> **REQUEST**
Copy each line holding the string "this".

> **DATA FOR PROCESSING**
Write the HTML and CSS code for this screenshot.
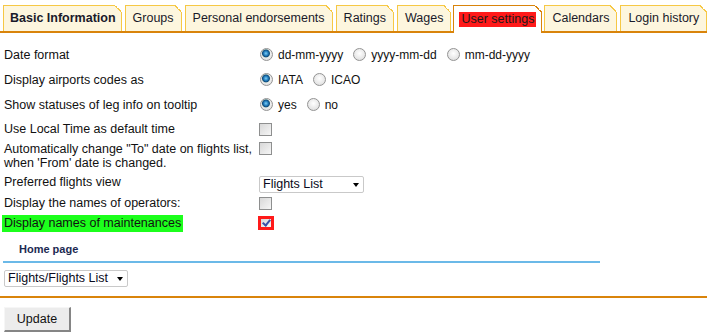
FILE: index.html
```html
<!DOCTYPE HTML>
<html lang="en">
  <head>
    <title>User settings</title>
    <meta charset="utf-8">
    <link rel="stylesheet" href="styles.css">
  </head>
  <body>

    <div id="tabs">
      <span class="tab first">Basic Information</span>
      <span class="tab">Groups</span>
      <span class="tab">Personal endorsements</span>
      <span class="tab">Ratings</span>
      <span class="tab">Wages</span>
      <span class="tab active"><span class="mark">User settings</span></span>
      <span class="tab">Calendars</span>
      <span class="tab">Login history</span>
    </div>

    <div id="settings">
      <div class="row r25">
        <div class="label">Date format</div>
        <div class="field">
          <input type="radio" name="df" checked><span class="opt">dd-mm-yyyy</span>
          <input type="radio" name="df"><span class="opt">yyyy-mm-dd</span>
          <input type="radio" name="df"><span class="opt">mm-dd-yyyy</span>
        </div>
      </div>
      <div class="row r25">
        <div class="label">Display airports codes as</div>
        <div class="field">
          <input type="radio" name="ac" checked><span class="opt">IATA</span>
          <input type="radio" name="ac"><span class="opt">ICAO</span>
        </div>
      </div>
      <div class="row r25">
        <div class="label">Show statuses of leg info on tooltip</div>
        <div class="field">
          <input type="radio" name="st" checked><span class="opt">yes</span>
          <input type="radio" name="st"><span class="opt">no</span>
        </div>
      </div>
      <div class="row r24">
        <div class="label">Use Local Time as default time</div>
        <div class="field"><input type="checkbox"></div>
      </div>
      <div class="row two">
        <div class="label">Automatically change "To" date on flights list,<br>when 'From' date is changed.</div>
        <div class="field"><input type="checkbox"></div>
      </div>
      <div class="row r22">
        <div class="label">Preferred flights view</div>
        <div class="field">
          <span class="select wide">
            <select><option>Flights List</option></select>
          </span>
        </div>
      </div>
      <div class="row r20">
        <div class="label">Display the names of operators:</div>
        <div class="field"><input type="checkbox"></div>
      </div>
      <div class="row r20">
        <div class="label"><span class="changed">Display names of maintenances</span></div>
        <div class="field"><input type="checkbox" class="changed-box" checked></div>
      </div>
    </div>

    <div id="homeTitle">Home page</div>
    <div id="homeSelect">
      <span class="select narrow">
        <select><option>Flights/Flights List</option></select>
      </span>
    </div>

    <div id="footer">
      <button class="btn">Update</button>
    </div>

  </body>
</html>
```

FILE: styles.css
```css
html {
  height: 100%;
}
body {
  margin: 0;
  padding: 0;
  background: #ffffff;
  color: #111111;
  font-family: "Liberation Sans", Arial, sans-serif;
  font-size: 12.5px;
  overflow: hidden;
}

/* tabs */
#tabs {
  display: flex;
  align-items: flex-end;
  gap: 3px;
  padding: 5px 3px 0 3px;
  border-bottom: 2px solid #d9840b;
  white-space: nowrap;
}
.tab {
  position: relative;
  flex: none;
  height: 25px;
  line-height: 25px;
  padding: 0 7px;
  border: 1px solid #f6c845;
  border-bottom: none;
  background: #fdf6de;
  color: #1a1a2a;
}
.tab::after {
  content: '';
  position: absolute;
  top: -1px;
  right: -1px;
  width: 7px;
  height: 7px;
  background: linear-gradient(to top right, transparent calc(50% - 1px), #f6c845 calc(50% - 1px), #f6c845 50%, #ffffff 50%);
}
.tab.first {
  padding: 0 5px 0 6px;
  font-weight: bold;
}
.tab.active {
  height: 27px;
  margin: 0 -1px -2px -1px;
  padding: 0 5px;
  border-color: #d9840b;
  background: #ffffff;
}
.tab.active::after {
  background: linear-gradient(to top right, transparent calc(50% - 1px), #d9840b calc(50% - 1px), #d9840b 50%, #ffffff 50%);
}
.mark {
  display: inline-block;
  line-height: 15px;
  padding: 0 2px;
  margin-top: 6px;
  vertical-align: top;
  background: #ff1a1a;
  color: #1a1a1a;
}

/* rows */
#settings {
  padding: 9px 0 0 4px;
  white-space: nowrap;
}
.row {
  display: flex;
  align-items: center;
}
.r25 { height: 25px; }
.r24 { height: 24px; }
.r22 { height: 22px; }
.r20 { height: 20px; }
.row.two {
  align-items: flex-start;
  padding: 1px 0;
  line-height: 14px;
}
.label {
  width: 255px;
  flex: none;
}
.field {
  display: flex;
  align-items: center;
}
.changed {
  display: inline-block;
  margin-left: -2px;
  padding: 0 2px;
  line-height: 17px;
  background: #1cff1c;
}
.opt {
  margin: 0 9px 0 5px;
  font-size: 12px;
}

input[type=radio] {
  -webkit-appearance: none;
  appearance: none;
  margin: 0 0 0 1px;
  width: 13px;
  height: 13px;
  border-radius: 50%;
  border: 1px solid #939393;
  background: radial-gradient(circle at 50% 40%, #ffffff 0, #e4e4e4 70%, #cfcfcf 100%);
}
input[type=radio]:checked {
  background: radial-gradient(circle at 45% 40%, #7fd0f5 0, #2a86c4 2px, #0e4a80 3.5px, #8aa 4px, transparent 4.5px),
              radial-gradient(circle at 50% 40%, #ffffff 0, #e4e4e4 70%, #cfcfcf 100%);
}

input[type=checkbox] {
  -webkit-appearance: none;
  appearance: none;
  position: relative;
  margin: 0;
  width: 13px;
  height: 13px;
  border: 1px solid #8e8f8f;
  background: linear-gradient(135deg, #d8d8d8, #f6f6f6);
}
input.changed-box {
  width: 16px;
  height: 14px;
  margin-left: -1px;
  border: 3px solid #ff1a1a;
  background: linear-gradient(135deg, #d8d8d8, #f6f6f6);
}
input.changed-box:checked::after {
  content: '';
  position: absolute;
  left: 3px;
  top: -1px;
  width: 3px;
  height: 6px;
  border-right: 2px solid #3a4fa8;
  border-bottom: 2px solid #3a4fa8;
  transform: rotate(40deg);
}

/* selects */
.select {
  position: relative;
  display: inline-block;
}
.select select {
  -webkit-appearance: none;
  appearance: none;
  display: block;
  height: 17px;
  padding: 0 0 0 3px;
  margin: 0;
  border: 1px solid #c9c9c9;
  border-radius: 2px;
  background: #ffffff;
  color: #0a0a20;
  font: 12.5px "Liberation Sans", Arial, sans-serif;
  line-height: 15px;
}
.select::after {
  content: '';
  position: absolute;
  right: 5px;
  top: 7px;
  border-left: 3.5px solid transparent;
  border-right: 3.5px solid transparent;
  border-top: 4px solid #000000;
}
.select.wide select {
  width: 105px;
}
.select.narrow select {
  width: 124px;
}
.row.r22 .field {
  margin-top: 4px;
}

/* home page */
#homeTitle {
  width: 581px;
  margin: 0 0 0 3px;
  padding: 9px 0 5px 16px;
  line-height: 14px;
  font-size: 11px;
  font-weight: bold;
  color: #1c2a52;
  border-bottom: 2px solid #6bb9e8;
}
#homeSelect {
  padding: 7px 0 9px 4px;
  border-bottom: 2px solid #d9840b;
}

#footer {
  padding: 9px 0 0 4px;
}
.btn {
  width: 67px;
  height: 25px;
  padding: 0;
  margin: 0;
  font: 12.5px "Liberation Sans", Arial, sans-serif;
  color: #111111;
  background: #ececec;
  border-style: solid;
  border-width: 1px 2px 2px 1px;
  border-color: #f6f6f6 #858585 #858585 #f6f6f6;
}
```
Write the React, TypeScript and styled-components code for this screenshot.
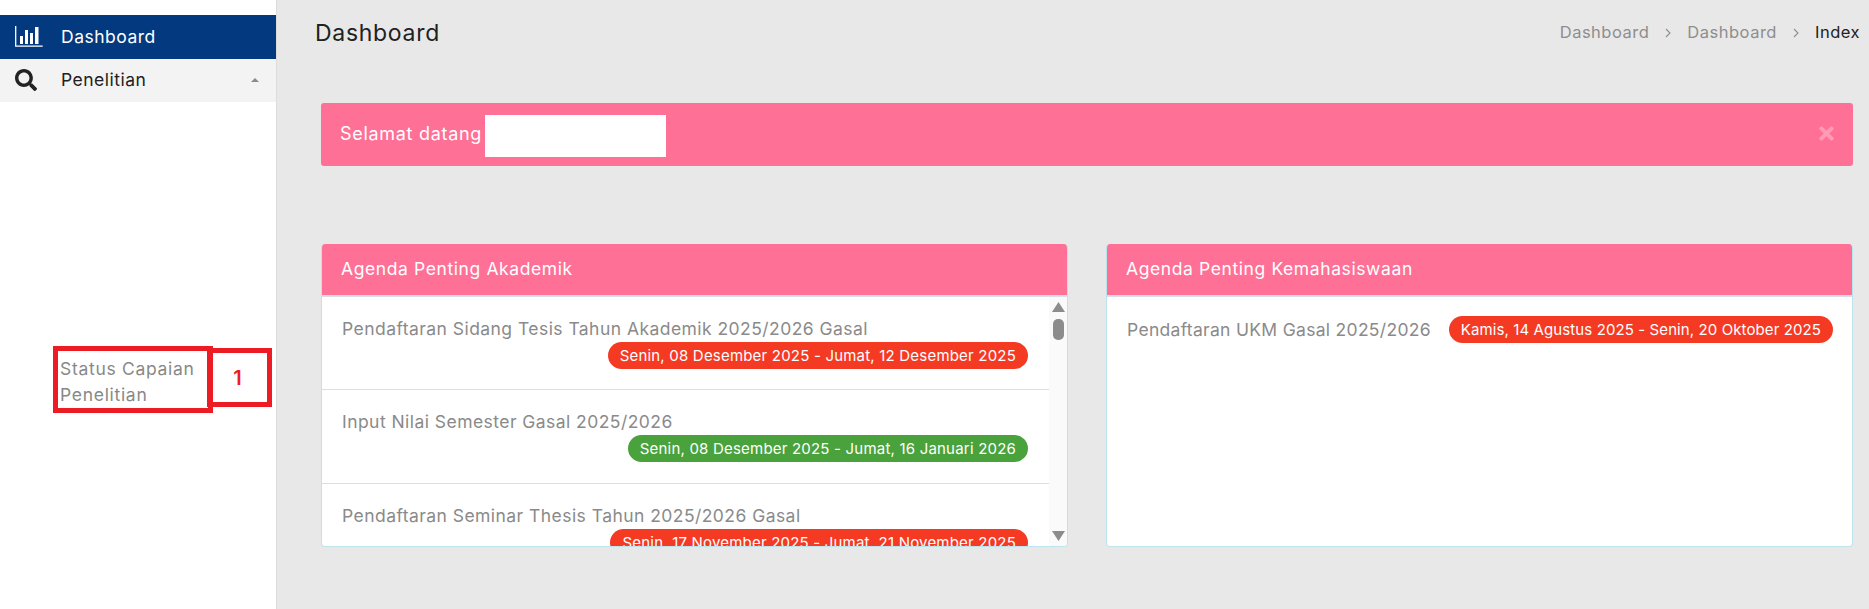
import React from "react";
import styled, { createGlobalStyle } from "styled-components";
import { FaSearch, FaTimes } from "react-icons/fa";

const Global = createGlobalStyle`
  html, body { margin: 0; padding: 0; height: 100%; overflow: hidden; }
  body { font-family: Inter, "Open Sans", sans-serif; background: #e8e8e8; color: #212121; }
  * { box-sizing: border-box; }
`;

const Page = styled.div`
  display: flex;
  width: 1869px;
  height: 609px;
  overflow: hidden;
`;

const Sidebar = styled.aside`
  position: relative;
  width: 277px;
  flex: none;
  background: #fff;
  border-right: 1px solid #dcdcdc;
  padding-top: 15px;
`;

const MenuItem = styled.div<{ $active?: boolean }>`
  height: ${(p) => (p.$active ? 44 : 43)}px;
  display: flex;
  align-items: center;
  padding: 0 17px 2px 15px;
  background: ${(p) => (p.$active ? "#03397f" : "#f3f3f3")};
  color: ${(p) => (p.$active ? "#fff" : "#212121")};
  font-size: 17.5px;
  letter-spacing: 0.5px;
`;

const MenuIcon = styled.span`
  width: 46px;
  flex: none;
  display: flex;
  align-items: center;
`;

const MenuLabel = styled.span`
  flex: 1;
`;

const SubItem = styled.div`
  width: 146px;
  margin: 254px 0 0 60px;
  font-size: 17.5px;
  letter-spacing: 0.7px;
  line-height: 26px;
  color: #888;
`;

const AnnotationBox = styled.div<{ $l: number; $t: number; $w: number; $h: number }>`
  position: absolute;
  left: ${(p) => p.$l}px;
  top: ${(p) => p.$t}px;
  width: ${(p) => p.$w}px;
  height: ${(p) => p.$h}px;
  border: 5px solid #ed1c24;
  color: #ed1c24;
  font-size: 20px;
  font-weight: 600;
  display: flex;
  align-items: center;
  justify-content: center;
  padding-right: 4px;
`;

const Main = styled.main`
  flex: 1;
  min-width: 0;
  padding: 0 16px 0 44px;
`;

const TopRow = styled.header`
  height: 103px;
  display: flex;
  justify-content: space-between;
  padding: 19px 0 0;
  margin-left: -6px;
  margin-right: -7px;
`;

const Title = styled.h1`
  margin: 0;
  font-size: 23px;
  letter-spacing: 0.7px;
  line-height: 28px;
  font-weight: 400;
  color: #212121;
`;

const Breadcrumb = styled.nav`
  display: flex;
  align-items: center;
  height: 28px;
  margin-top: -1px;
  font-size: 16.5px;
  letter-spacing: 0.5px;
  color: #8e8e8e;
`;

const Sep = styled.svg`
  margin: 1px 16px 0;
`;

const Current = styled.span`
  color: #212121;
`;

const Alert = styled.div`
  height: 63px;
  border-radius: 3px;
  background: #ff7096;
  color: #fff;
  display: flex;
  align-items: center;
  padding: 0 16px 2px 19px;
  font-size: 18px;
  letter-spacing: 0.7px;
`;

const Redaction = styled.span`
  width: 181px;
  height: 42px;
  background: #fff;
  margin: 4px 0 0 3px;
`;

const Close = styled.span`
  margin-left: auto;
  color: #ff9bb6;
  display: flex;
  font-size: 21px;
`;

const Cards = styled.section`
  display: grid;
  grid-template-columns: 747px 747px;
  column-gap: 38px;
  margin-top: 78px;
`;

const Card = styled.article`
  height: 303px;
  background: #fff;
  border: 1px solid #bde4ec;
  border-top-width: 0;
  border-radius: 4px;
  overflow: hidden;
  display: flex;
  flex-direction: column;
`;

const CardHead = styled.div`
  height: 53px;
  flex: none;
  background: #ff7096;
  border-bottom: 2px solid #d5e0e4;
  color: #fff;
  font-size: 17.5px;
  letter-spacing: 0.6px;
  padding: 0 20px 2px;
  display: flex;
  align-items: center;
  margin: 0 -1px;
`;

const CardBody = styled.div`
  flex: 1;
  min-height: 0;
  display: flex;
  overflow: hidden;
`;

const List = styled.div`
  flex: 1;
  min-width: 0;
`;

const Row = styled.div`
  height: 94px;
  padding: 20px 21px 0 20px;
  border-bottom: 1px solid #dedede;
  &:first-child { height: 93px; }
`;

const RowTitle = styled.div<{ $tight?: boolean }>`
  font-size: 17.5px;
  letter-spacing: ${(p) => (p.$tight ? 0.3 : 0.45)}px;
  line-height: 24px;
  color: #8a8a8a;
  white-space: nowrap;
`;

const Pill = styled.span<{ $green?: boolean; $tight?: boolean }>`
  display: inline-block;
  height: 27px;
  line-height: 27px;
  padding: 0 12px;
  border-radius: 14px;
  background: ${(p) => (p.$green ? "#4aa23c" : "#f53a24")};
  color: #fff;
  font-size: 15px;
  letter-spacing: ${(p) => (p.$tight ? 0.1 : 0.2)}px;
  white-space: nowrap;
`;

const PillRow = styled.div`
  display: flex;
  justify-content: flex-end;
  margin-top: 1px;
`;

const Scroll = styled.div`
  width: 18px;
  flex: none;
  background: #fafafa;
  display: flex;
  flex-direction: column;
  align-items: center;
  padding-top: 5px;
`;

const Thumb = styled.div`
  width: 11px;
  height: 21px;
  margin-top: 7px;
  border-radius: 5px;
  background: #8c8c8c;
`;

const ArrowDown = styled.svg`
  margin-top: auto;
  margin-bottom: 5px;
`;

const RowInline = styled.div`
  display: flex;
  align-items: center;
  justify-content: space-between;
  padding: 19px 19px 0 20px;
`;

const Bars = () => (
  <svg width="28" height="21" viewBox="0 0 28 21" fill="none">
    <path d="M.7 0v20.2h27" stroke="#fff" strokeWidth="1.3" />
    <path fill="#fff" d="M5 10h3v8H5zM10 4h3v14h-3zM15 7h3v11h-3zM20 1h3.5v17H20z" />
  </svg>
);

const Chevron = () => (
  <Sep width="6" height="10" viewBox="0 0 6 10" fill="none">
    <path d="M1 1l4 4-4 4" stroke="#8e8e8e" strokeWidth="1.1" />
  </Sep>
);

export default function App() {
  return (
    <Page>
      <Global />
      <Sidebar>
        <MenuItem $active>
          <MenuIcon><Bars /></MenuIcon>
          <MenuLabel>Dashboard</MenuLabel>
        </MenuItem>
        <MenuItem>
          <MenuIcon><FaSearch size={22} color="#222" /></MenuIcon>
          <MenuLabel>Penelitian</MenuLabel>
          <svg width="8" height="4" viewBox="0 0 8 4"><path d="M4 0l4 4H0z" fill="#8a8a8a" /></svg>
        </MenuItem>
        <SubItem>Status Capaian Penelitian</SubItem>
        <AnnotationBox $l={53} $t={346} $w={160} $h={67} />
        <AnnotationBox $l={207} $t={348} $w={65} $h={59}>1</AnnotationBox>
      </Sidebar>
      <Main>
        <TopRow>
          <Title>Dashboard</Title>
          <Breadcrumb>
            <span>Dashboard</span>
            <Chevron />
            <span>Dashboard</span>
            <Chevron />
            <Current>Index</Current>
          </Breadcrumb>
        </TopRow>
        <Alert>
          Selamat datang
          <Redaction />
          <Close><FaTimes /></Close>
        </Alert>
        <Cards>
          <Card>
            <CardHead>Agenda Penting Akademik</CardHead>
            <CardBody>
              <List>
                <Row>
                  <RowTitle>Pendaftaran Sidang Tesis Tahun Akademik 2025/2026 Gasal</RowTitle>
                  <PillRow><Pill>Senin, 08 Desember 2025 - Jumat, 12 Desember 2025</Pill></PillRow>
                </Row>
                <Row>
                  <RowTitle>Input Nilai Semester Gasal 2025/2026</RowTitle>
                  <PillRow><Pill $green>Senin, 08 Desember 2025 - Jumat, 16 Januari 2026</Pill></PillRow>
                </Row>
                <Row>
                  <RowTitle>Pendaftaran Seminar Thesis Tahun 2025/2026 Gasal</RowTitle>
                  <PillRow><Pill>Senin, 17 November 2025 - Jumat, 21 November 2025</Pill></PillRow>
                </Row>
              </List>
              <Scroll>
                <svg width="13" height="10" viewBox="0 0 13 10"><path d="M6.5 0l6.5 10H0z" fill="#8c8c8c" /></svg>
                <Thumb />
                <ArrowDown width="13" height="10" viewBox="0 0 13 10"><path d="M6.5 10L13 0H0z" fill="#8c8c8c" /></ArrowDown>
              </Scroll>
            </CardBody>
          </Card>
          <Card>
            <CardHead>Agenda Penting Kemahasiswaan</CardHead>
            <CardBody>
              <List>
                <RowInline>
                  <RowTitle $tight>Pendaftaran UKM Gasal 2025/2026</RowTitle>
                  <Pill $tight>Kamis, 14 Agustus 2025 - Senin, 20 Oktober 2025</Pill>
                </RowInline>
              </List>
            </CardBody>
          </Card>
        </Cards>
      </Main>
    </Page>
  );
}
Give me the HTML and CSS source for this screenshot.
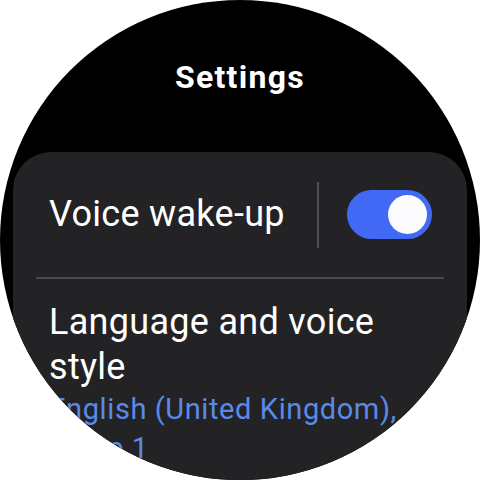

> **THE COMPLETED TASK**
Write the HTML and CSS code for this screenshot.
Write the React, TypeScript and styled-components code for this screenshot.
Give me the HTML and CSS source for this screenshot.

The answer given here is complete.